Migrant Mother Finally Regains Full Custody of Her Three Children In New York
A Guatemalan mother whose three children were sent to New York after she was detained in Arizona now has full custody of them again.
On Friday afternoon, Yeni Gonzalez Garcia and her children emerged from the Cayuga Centers foster care agency in East Harlem to the applause of supporters. Eleven year-old Lester, nine year-old Jamelin and six year-old Deyuin smiled for a throng of reporters and cameras on Park Avenue under the noisy Metro North railroad tracks. The boys wore plain red T-shirts and Jamelin wore a blue Minnie Mouse T-shirt. All three carried knapsacks on their backs and stood by their mother quietly as adults addressed the media.
"I want to send a message to all those moms," Gonzalez Garcia said in Spanish, referring to the other mothers she met in detention. "Keep fighting, because with the help of all these people and with the help of God you're going to achieve what you want."
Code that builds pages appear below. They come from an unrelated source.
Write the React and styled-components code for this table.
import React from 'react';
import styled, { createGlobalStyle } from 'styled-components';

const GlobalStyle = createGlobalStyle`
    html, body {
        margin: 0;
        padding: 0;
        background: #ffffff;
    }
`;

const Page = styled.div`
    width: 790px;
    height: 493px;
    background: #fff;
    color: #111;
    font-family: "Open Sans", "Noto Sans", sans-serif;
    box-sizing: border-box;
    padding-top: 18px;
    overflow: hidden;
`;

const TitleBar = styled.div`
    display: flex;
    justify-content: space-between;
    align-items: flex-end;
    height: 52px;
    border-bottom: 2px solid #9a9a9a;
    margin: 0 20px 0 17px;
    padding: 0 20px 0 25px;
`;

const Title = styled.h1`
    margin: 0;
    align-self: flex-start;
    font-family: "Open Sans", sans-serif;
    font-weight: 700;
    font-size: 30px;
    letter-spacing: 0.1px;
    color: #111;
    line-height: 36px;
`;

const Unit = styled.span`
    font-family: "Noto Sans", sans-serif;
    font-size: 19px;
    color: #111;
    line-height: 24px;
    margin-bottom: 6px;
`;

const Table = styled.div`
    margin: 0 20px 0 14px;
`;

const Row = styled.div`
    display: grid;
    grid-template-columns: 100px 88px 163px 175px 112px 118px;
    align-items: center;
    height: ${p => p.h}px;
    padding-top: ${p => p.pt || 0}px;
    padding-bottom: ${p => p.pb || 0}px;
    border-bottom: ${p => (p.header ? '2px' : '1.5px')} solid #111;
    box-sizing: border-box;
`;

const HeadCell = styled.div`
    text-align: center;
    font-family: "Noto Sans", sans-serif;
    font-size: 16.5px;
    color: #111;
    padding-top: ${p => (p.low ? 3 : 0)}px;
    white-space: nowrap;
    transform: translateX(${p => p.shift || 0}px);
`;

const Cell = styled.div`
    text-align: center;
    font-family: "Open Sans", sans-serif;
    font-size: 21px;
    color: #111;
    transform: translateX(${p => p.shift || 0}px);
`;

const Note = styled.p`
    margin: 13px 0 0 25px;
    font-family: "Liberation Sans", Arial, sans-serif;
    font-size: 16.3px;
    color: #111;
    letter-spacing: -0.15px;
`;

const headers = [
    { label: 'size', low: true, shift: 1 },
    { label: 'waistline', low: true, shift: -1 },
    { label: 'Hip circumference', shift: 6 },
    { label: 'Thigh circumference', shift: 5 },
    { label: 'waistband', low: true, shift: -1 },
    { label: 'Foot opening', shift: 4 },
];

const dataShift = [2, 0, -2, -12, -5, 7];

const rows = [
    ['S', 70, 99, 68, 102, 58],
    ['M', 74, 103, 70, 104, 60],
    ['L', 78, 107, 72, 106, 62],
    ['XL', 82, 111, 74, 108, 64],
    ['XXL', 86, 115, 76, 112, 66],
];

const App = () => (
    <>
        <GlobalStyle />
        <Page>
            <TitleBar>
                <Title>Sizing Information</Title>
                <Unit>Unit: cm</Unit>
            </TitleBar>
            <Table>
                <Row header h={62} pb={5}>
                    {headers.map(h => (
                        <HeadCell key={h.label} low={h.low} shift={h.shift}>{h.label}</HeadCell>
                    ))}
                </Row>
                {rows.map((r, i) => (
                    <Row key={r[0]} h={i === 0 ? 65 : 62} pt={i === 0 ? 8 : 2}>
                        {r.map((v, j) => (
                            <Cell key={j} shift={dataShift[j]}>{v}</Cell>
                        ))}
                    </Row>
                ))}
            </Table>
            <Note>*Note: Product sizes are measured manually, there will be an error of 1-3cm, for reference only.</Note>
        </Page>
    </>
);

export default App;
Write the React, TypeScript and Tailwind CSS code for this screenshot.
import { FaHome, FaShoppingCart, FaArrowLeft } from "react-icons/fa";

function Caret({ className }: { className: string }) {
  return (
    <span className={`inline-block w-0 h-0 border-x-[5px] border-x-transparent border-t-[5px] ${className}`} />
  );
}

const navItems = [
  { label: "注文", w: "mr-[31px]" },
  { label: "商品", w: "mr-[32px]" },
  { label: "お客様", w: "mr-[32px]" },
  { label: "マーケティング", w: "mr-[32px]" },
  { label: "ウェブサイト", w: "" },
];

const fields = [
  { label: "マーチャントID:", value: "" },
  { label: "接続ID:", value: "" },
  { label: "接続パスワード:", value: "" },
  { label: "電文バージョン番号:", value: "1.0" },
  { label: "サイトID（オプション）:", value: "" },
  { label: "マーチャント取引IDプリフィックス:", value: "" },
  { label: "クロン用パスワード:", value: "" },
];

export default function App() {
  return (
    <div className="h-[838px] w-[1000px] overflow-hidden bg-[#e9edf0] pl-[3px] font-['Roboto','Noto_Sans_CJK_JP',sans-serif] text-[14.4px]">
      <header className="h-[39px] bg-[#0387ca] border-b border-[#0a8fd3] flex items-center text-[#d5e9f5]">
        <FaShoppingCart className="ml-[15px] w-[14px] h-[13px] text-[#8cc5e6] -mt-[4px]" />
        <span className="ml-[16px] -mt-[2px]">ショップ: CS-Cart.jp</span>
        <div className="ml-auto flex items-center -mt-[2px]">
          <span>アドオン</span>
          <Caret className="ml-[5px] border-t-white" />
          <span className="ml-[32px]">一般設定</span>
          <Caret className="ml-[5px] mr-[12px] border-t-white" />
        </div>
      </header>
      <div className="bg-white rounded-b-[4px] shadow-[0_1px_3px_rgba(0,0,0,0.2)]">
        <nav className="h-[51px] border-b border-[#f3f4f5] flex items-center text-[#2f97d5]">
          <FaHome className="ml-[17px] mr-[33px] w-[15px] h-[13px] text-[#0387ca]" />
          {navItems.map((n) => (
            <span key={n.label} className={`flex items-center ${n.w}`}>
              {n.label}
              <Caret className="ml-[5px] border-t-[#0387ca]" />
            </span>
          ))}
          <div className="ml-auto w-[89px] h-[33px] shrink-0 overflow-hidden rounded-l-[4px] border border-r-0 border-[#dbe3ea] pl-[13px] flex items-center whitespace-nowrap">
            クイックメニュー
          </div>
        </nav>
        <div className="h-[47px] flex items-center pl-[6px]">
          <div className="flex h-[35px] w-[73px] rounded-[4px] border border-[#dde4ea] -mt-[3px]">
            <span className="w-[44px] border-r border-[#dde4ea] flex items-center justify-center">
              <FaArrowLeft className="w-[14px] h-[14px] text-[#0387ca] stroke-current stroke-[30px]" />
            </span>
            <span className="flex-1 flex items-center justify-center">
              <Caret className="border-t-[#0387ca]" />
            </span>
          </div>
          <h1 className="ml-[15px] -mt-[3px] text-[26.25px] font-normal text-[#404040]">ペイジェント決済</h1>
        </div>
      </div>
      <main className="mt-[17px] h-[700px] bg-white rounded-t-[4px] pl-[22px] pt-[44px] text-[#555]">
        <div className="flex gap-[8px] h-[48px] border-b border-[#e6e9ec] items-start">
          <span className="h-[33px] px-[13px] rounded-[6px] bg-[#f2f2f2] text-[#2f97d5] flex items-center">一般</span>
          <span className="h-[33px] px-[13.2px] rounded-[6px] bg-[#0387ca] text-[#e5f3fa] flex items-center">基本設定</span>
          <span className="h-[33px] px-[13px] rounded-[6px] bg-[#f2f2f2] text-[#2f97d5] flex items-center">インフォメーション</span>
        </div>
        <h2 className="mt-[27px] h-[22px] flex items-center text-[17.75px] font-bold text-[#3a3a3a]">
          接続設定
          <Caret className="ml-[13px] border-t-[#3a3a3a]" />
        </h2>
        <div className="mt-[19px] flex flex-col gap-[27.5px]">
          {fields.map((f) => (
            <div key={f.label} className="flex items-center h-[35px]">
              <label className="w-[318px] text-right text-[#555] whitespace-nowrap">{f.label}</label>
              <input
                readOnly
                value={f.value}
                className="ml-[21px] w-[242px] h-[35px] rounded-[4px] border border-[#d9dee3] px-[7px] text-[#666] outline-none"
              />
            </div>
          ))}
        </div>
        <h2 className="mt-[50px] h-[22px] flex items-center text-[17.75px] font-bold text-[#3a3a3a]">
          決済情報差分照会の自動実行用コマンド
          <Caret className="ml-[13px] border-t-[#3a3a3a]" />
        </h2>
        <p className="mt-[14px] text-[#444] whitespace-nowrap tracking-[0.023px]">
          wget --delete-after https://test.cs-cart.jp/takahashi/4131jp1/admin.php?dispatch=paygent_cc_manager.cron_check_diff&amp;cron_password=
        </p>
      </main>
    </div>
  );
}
She and her attorney, Jose Xavier Orochena, credited U.S. Rep. Adriano Espaillat, other elected officials and the public for pressuring the federal government. They were joined by the city's immigrant affairs commissioner, State Senator Michael Gianaris and the counsel to Gov. Andrew Cuomo.
Gonzalez Garcia, 29, was separated from her children after they illegally crossed the U.S. border in May. But after being released on bond from the Eloy, Arizona detention center and coming to New York earlier this month, she was only allowed to visit her children at the Cayuga Centers office in East Harlem. The federally-contracted agency had placed her three children with a foster family after they were sent to New York by the government.
The federal government was requiring lengthy background checks for parents to reclaim their kids including fingerprints, DNA checks and proof of sufficient income. But those requirements were dropped this week, after the government failed to meet a court-ordered deadline to reunite all children under the age of five who had been separated from their migrant parents by the Trump Administration's "zero-tolerance" immigration policy.
Gonzalez Garcia's lawyer, Jose Xavier Orochena, said he got word late Thursday night that his client could reclaim her children. He then contacted her as she was eating dinner with Julie Schwietert Collazo, the Long Island City woman who started Immigrant Families Together to pay Gonzalez Garcia's bond after hearing an interview with Orochena on WNYC.
"We were worried that maybe something got lost in translation," said Collazo, who initially couldn't believe the good news.Â
She said her organization has continued raising bond money for six other moms to get out of detention and see their children. One flew to New York late Thursday night from Arizona with Orochena, after he helped get her released from the Eloy Detention Center.
The lawyer said she's also from Guatemala and has two children at Cayuga Centers. One is 15 years old and lied to his five year-old brother by telling him their mom was "working."
"Finally mom is no longer working," Orochena said.
He said Gonzalez-Garcia helped him connect with 22 other moms in detention. Collazo and her team of fundraisers aim to help them all. She says they've raised almost $170,000 and that "we are going to do this, if we have to, one by one, to do what the government is not going to do."
"Don't piss off mothers because this is what happens," Orochena added. "They will be able to mobilize a lot of people."
Gonzalez Garcia said she and her children are planning to head to North Carolina early next week to stay with relatives while she pursues her asylum case. She told WNYC she was afraid a gang would recruit her oldest son, and that people already tried to break into her house.
Collazo was inside Cayuga's office as Gonzalez Garcia reclaimed her children. She said they looked happy to be reunited with their mother. "There's relief on all sides that she's not just coming here for a visit today," she said, as the family left Cayuga's office in East Harlem for the last time.